During the fall of 1918 and the winter of 1919, an epidemic of influenza affected much of the civilized world. An estimated twenty-five million Americans experienced what became known as the Spanish flu; an estimated 550,000 died from the disease. More U.S. soldiers died from the 1918 flu than were killed in battle during the war. In just one year, the average life expectancy in America plummeted by a dozen years.


When the 1918 flu hit, doctors and scientists were unsure what caused it or how to treat it. There were no effective vaccines or antivirals, and World War I had left parts of America with a shortage of physicians and other health workers. Of the available medical personnel in the U.S., many came down with the flu themselves.


Prior to 1914, few people traversed long distances, limiting the spread of infectious diseases from one place to another. The war saw the mobilization and movement of large numbers of troops and related personnel, both within and between continents; it also uprooted the lives of millions of non-combatants, especially in Europe. People from places far apart became more directly connected – and more liable to be exposed to any new form of the flu.


Army recruits in World War I were brought together to live in close proximity in army camps, barracks, ships and trench dugouts.  Soldiers with mild strains of the flu virus were left in the trenches, and those with severe illness were sent home. As they made the trip back home, they infected those who came in contact with them, due to the highly contagious nature of the disease.


In Austin, the disease spread quickly. Early reports assured the public that though the disease was highly contagious, there was no just cause for alarm. However, this quickly proved to be false. On September 27, 1918, there was one reported case of influenza at Camp Mabry. On October 4, 900 cases of influenza were reported there.


As the number of cases grew, more medical facilities became involved. Hospitals became so overloaded with flu patients that schools, private homes and other buildings were be converted into makeshift hospitals, some of which were staffed by medical students. At Seton Infirmary on West 26th Street, the Army set up large tents on the grounds and converted a three-story fraternity house into a temporary shelter for patients.

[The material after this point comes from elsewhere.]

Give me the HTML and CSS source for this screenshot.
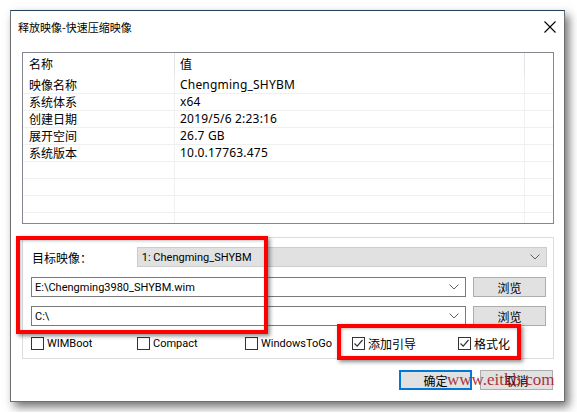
FILE: index.html
```html
<!DOCTYPE html>
<html lang="zh-CN">
<head>
  <meta charset="UTF-8">
  <title>释放映像-快速压缩映像</title>
  <link rel="stylesheet" href="styles.css">
</head>
<body>

  <div class="window">
    <div class="titlebar">
      <span class="title">释放映像-快速压缩映像</span>
      <svg class="close" width="12" height="12" viewBox="0 0 12 12">
        <path d="M0.5 0.5 L11.5 11.5 M11.5 0.5 L0.5 11.5" stroke="#000" stroke-width="1.1" fill="none"/>
      </svg>
    </div>

    <div class="content">
      <div class="listview">
        <div class="lv-head">
          <div class="c1">名称</div>
          <div class="c2">值</div>
          <div class="c3"></div>
        </div>
        <div class="lv-row"><div class="c1">映像名称</div><div class="c2">Chengming_SHYBM</div><div class="c3"></div></div>
        <div class="lv-row"><div class="c1">系统体系</div><div class="c2">x64</div><div class="c3"></div></div>
        <div class="lv-row"><div class="c1">创建日期</div><div class="c2">2019/5/6 2:23:16</div><div class="c3"></div></div>
        <div class="lv-row"><div class="c1">展开空间</div><div class="c2">26.7 GB</div><div class="c3"></div></div>
        <div class="lv-row"><div class="c1">系统版本</div><div class="c2">10.0.17763.475</div><div class="c3"></div></div>
        <div class="lv-row"><div class="c1"></div><div class="c2"></div><div class="c3"></div></div>
        <div class="lv-row"><div class="c1"></div><div class="c2"></div><div class="c3"></div></div>
        <div class="lv-row"><div class="c1"></div><div class="c2"></div><div class="c3"></div></div>
        <div class="lv-row"><div class="c1"></div><div class="c2"></div><div class="c3"></div></div>
      </div>

      <div class="group">
        <div class="g-row first">
          <span class="label">目标映像：</span>
          <div class="combo disabled">
            <span>1: Chengming_SHYBM</span>
            <svg class="chev" width="10" height="6" viewBox="0 0 10 6"><path d="M0.5 0.5 L5 5 L9.5 0.5" stroke="#606060" fill="none"/></svg>
          </div>
        </div>
        <div class="g-row second">
          <div class="combo path">
            <span>E:\Chengming3980_SHYBM.wim</span>
            <svg class="chev" width="10" height="6" viewBox="0 0 10 6"><path d="M0.5 0.5 L5 5 L9.5 0.5" stroke="#606060" fill="none"/></svg>
          </div>
          <button class="btn browse">浏览</button>
        </div>
        <div class="g-row third">
          <div class="combo path">
            <span>C:\</span>
            <svg class="chev" width="10" height="6" viewBox="0 0 10 6"><path d="M0.5 0.5 L5 5 L9.5 0.5" stroke="#606060" fill="none"/></svg>
          </div>
          <button class="btn browse">浏览</button>
        </div>
        <div class="checks">
          <label class="chk w106"><span class="box"></span>WIMBoot</label>
          <label class="chk w108"><span class="box"></span>Compact</label>
          <label class="chk w107"><span class="box"></span>WindowsToGo</label>
          <label class="chk cjk w106"><span class="box on"><svg width="11" height="11" viewBox="0 0 11 11"><path d="M1.5 5.5 L4.2 8.2 L9.5 2" stroke="#333" stroke-width="1.2" fill="none"/></svg></span>添加引导</label>
          <label class="chk cjk"><span class="box on"><svg width="11" height="11" viewBox="0 0 11 11"><path d="M1.5 5.5 L4.2 8.2 L9.5 2" stroke="#333" stroke-width="1.2" fill="none"/></svg></span>格式化</label>
        </div>
      </div>

      <div class="actions">
        <button class="btn default">确定</button>
        <button class="btn">取消</button>
      </div>
    </div>

    <!-- red markers drawn over the dialog -->
    <div class="mark mark-image"></div>
    <div class="mark mark-boot"></div>
    <div class="watermark">www.eitkb.com</div>
  </div>

</body>
</html>
```

FILE: styles.css
```css
body {
  margin: 0;
  padding: 10px;
  background: #fff;
  font-family: "Noto Sans", "Noto Sans CJK SC", sans-serif;
  font-size: 12px;
  color: #000;
}
.window {
  position: relative;
  width: 553px;
  height: 390px;
  background: #fff;
  border: 1px solid #6f6f6f;
  border-top-color: #23415e;
  box-shadow: 4px 5px 9px rgba(0,0,0,0.55);
}
.titlebar {
  height: 30px;
  display: flex;
  align-items: center;
  justify-content: space-between;
  padding: 0 8px 0 7px;
}
.title {
  font-family: "Noto Sans CJK SC", sans-serif;
  font-size: 11px;
  padding-top: 1px;
}
.close {
  margin-top: 1px;
}
.content {
  padding: 11px 10px 0 11px;
}

/* list of image properties */
.listview {
  height: 170px;
  border: 1px solid #828790;
  overflow: hidden;
}
.lv-head, .lv-row {
  display: flex;
}
.lv-head {
  height: 24px;
  align-items: center;
  font-family: "Noto Sans CJK SC", sans-serif;
  font-size: 12px;
}
.lv-head .c1, .lv-head .c2, .lv-head .c3 {
  height: 24px;
  line-height: 22px;
}
.lv-head .c2 {
  border-left: 1px solid #e5e5e5;
}
.lv-head .c3 {
  border-left: 1px solid #e5e5e5;
}
.lv-row {
  height: 17px;
  line-height: 16px;
  border-bottom: 1px solid #f0f0f0;
  box-sizing: border-box;
}
.lv-row .c2, .lv-row .c3 {
  border-left: 1px solid #f0f0f0;
}
.c1 {
  width: 151px;
  padding-left: 6px;
  box-sizing: border-box;
  font-family: "Noto Sans CJK SC", sans-serif;
}
.c2 {
  width: 350px;
  padding-left: 5px;
  box-sizing: border-box;
  letter-spacing: 0.2px;
}
.lv-head .c2 {
  letter-spacing: 0;
}
.c3 {
  flex: 1;
}

/* target / path options */
.group {
  margin-top: 13px;
  height: 122px;
  border: 1px solid #dcdcdc;
  padding: 9px 6px 0 8px;
  box-sizing: border-box;
  font-family: Roboto, "Noto Sans CJK SC", sans-serif;
  font-size: 11px;
}
.g-row {
  display: flex;
  align-items: center;
  height: 20px;
}
.g-row.second {
  margin-top: 10px;
}
.g-row.third {
  margin-top: 9px;
}
.label {
  width: 106px;
  padding-left: 1px;
  box-sizing: border-box;
  font-family: "Noto Sans CJK SC", sans-serif;
  font-size: 12px;
}
.combo {
  height: 20px;
  box-sizing: border-box;
  display: flex;
  align-items: center;
  justify-content: space-between;
  padding: 0 6px 0 4px;
}
.combo.disabled {
  width: 411px;
  background: #e1e1e1;
  border: 1px solid #cccccc;
}
.combo.path {
  width: 435px;
  background: #fff;
  border: 1px solid #7a7a7a;
  padding-left: 3px;
}
.btn {
  height: 20px;
  width: 73px;
  box-sizing: border-box;
  background: #e1e1e1;
  border: 1px solid #adadad;
  font-family: "Noto Sans CJK SC", sans-serif;
  font-size: 12px;
  color: #000;
  padding: 0;
}
.btn.browse {
  margin-left: 7px;
}
.btn.default {
  border: 2px solid #0078d7;
}
.checks {
  display: flex;
  align-items: center;
  margin-top: 10px;
  height: 14px;
}
.chk {
  display: flex;
  align-items: center;
}
.chk.cjk {
  font-family: "Noto Sans CJK SC", sans-serif;
  font-size: 12px;
}
.w106 { width: 106px; }
.w107 { width: 107px; }
.w108 { width: 108px; }
.box {
  width: 13px;
  height: 13px;
  box-sizing: border-box;
  border: 1px solid #333;
  background: #fff;
  margin-right: 3px;
  display: flex;
  align-items: center;
  justify-content: center;
}
.actions {
  display: flex;
  justify-content: flex-end;
  gap: 8px;
  margin-top: 11px;
  padding-right: 1px;
}

/* annotations */
.mark {
  position: absolute;
  border: 4px solid #ff0000;
  box-shadow: 2px 2px 4px rgba(0,0,0,0.45), inset 1px 1px 3px rgba(0,0,0,0.25);
}
.mark-image {
  left: 5px;
  top: 225px;
  width: 244px;
  height: 90px;
}
.mark-boot {
  left: 326px;
  top: 313px;
  width: 176px;
  height: 28px;
}
.watermark {
  position: absolute;
  left: 436px;
  top: 359px;
  font-family: "Liberation Serif", serif;
  font-size: 17px;
  color: #a8202e;
  opacity: 0.9;
}
```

Edna Shultz, matron of the City Hospital (later known as Brackenridge Hospital), reported, “The city officials came to me and said, “Put your white dress on and take charge.’ …The city officials told me to get everybody out of the hospital who wasn’t seriously ill and prepare for the worst. Then they brought in Army cots and I was ready.”


Quarantine was placed on Camp Mabry. The University of Texas first suspended classes for three days, but then announced that school would be dismissed until further notice. On October 8, 1918, the City Council adopted an ordinance that closed “the state university, all public and private schools and colleges of the City of Austin, all churches and lodges and all other places of assemblage where people gather for religious, social, fraternal, political, business, or other purposes for the period of thirty days from the date of the enactment of this ordinance.” On October 18, it was announced that Travis County schools would remain closed indefinitely.

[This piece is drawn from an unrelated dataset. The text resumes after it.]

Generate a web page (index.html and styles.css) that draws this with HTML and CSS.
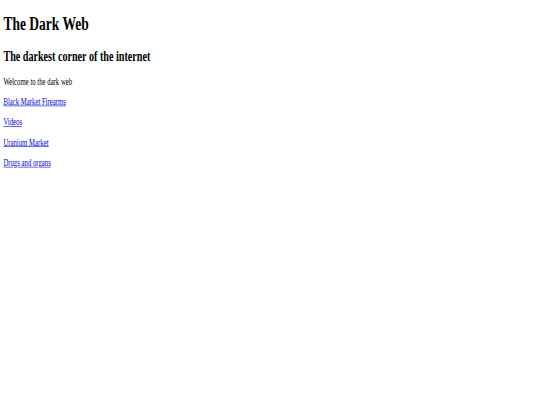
FILE: index.html
```html
<!DOCTYPE html>
<html lang="en">
<head>
<meta charset="utf-8">
<title>The Dark Web</title>
<link rel="stylesheet" href="styles.css">
</head>
<body>
<div class="page">
<h1>The Dark Web</h1>
<h2>The darkest corner of the internet</h2>
<p>Welcome to the dark web</p>
<p><a href="#">Black Market Firearms</a></p>
<p><a href="#">Videos</a></p>
<p><a href="#">Uranium Market</a></p>
<p><a href="#">Drugs and organs</a></p>
</div>
</body>
</html>
```
FILE: styles.css
```css
html, body {
  margin: 0;
  padding: 0;
  background: #fff;
  overflow: hidden;
}
.page {
  display: flow-root;
  width: 1280px;
  padding: 0 8px;
  box-sizing: border-box;
  font-family: "Liberation Serif", "Times New Roman", serif;
  font-size: 16px;
  color: #000;
  transform: scale(0.421875, 0.6);
  transform-origin: 0 0;
}
.page h1 {
  font-size: 32px;
  margin: 21.44px 0;
}
.page h2 {
  font-size: 24px;
  margin: 19.92px 0;
}
.page p {
  margin: 16px 0;
}
.page a {
  color: #0000ee;
}
```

By the end of October, area health officials were reporting that the influenza epidemic was under control in portions of Texas and that the situation was gradually improving. On November 2, the Austin City Council repealed the ordinance banning all public gatherings, and schools were reopened soon after. Camp Mabry prepared to lift its quarantine, and temporary hospitals that had been opened throughout the city began to be closed.


While no official record was kept, newspaper estimates put the Austin and Travis County mortality rate at approximately 277, with thousands infected.


Worldwide, the flu pandemic came to an end by the summer of 1919, as those that were infected either died or developed immunity. The exact numbers are impossible to know due to a lack of medical record-keeping in many places. However, some estimate that The Spanish flu infected an estimated 500 million people worldwide—about one-third of the planet’s population.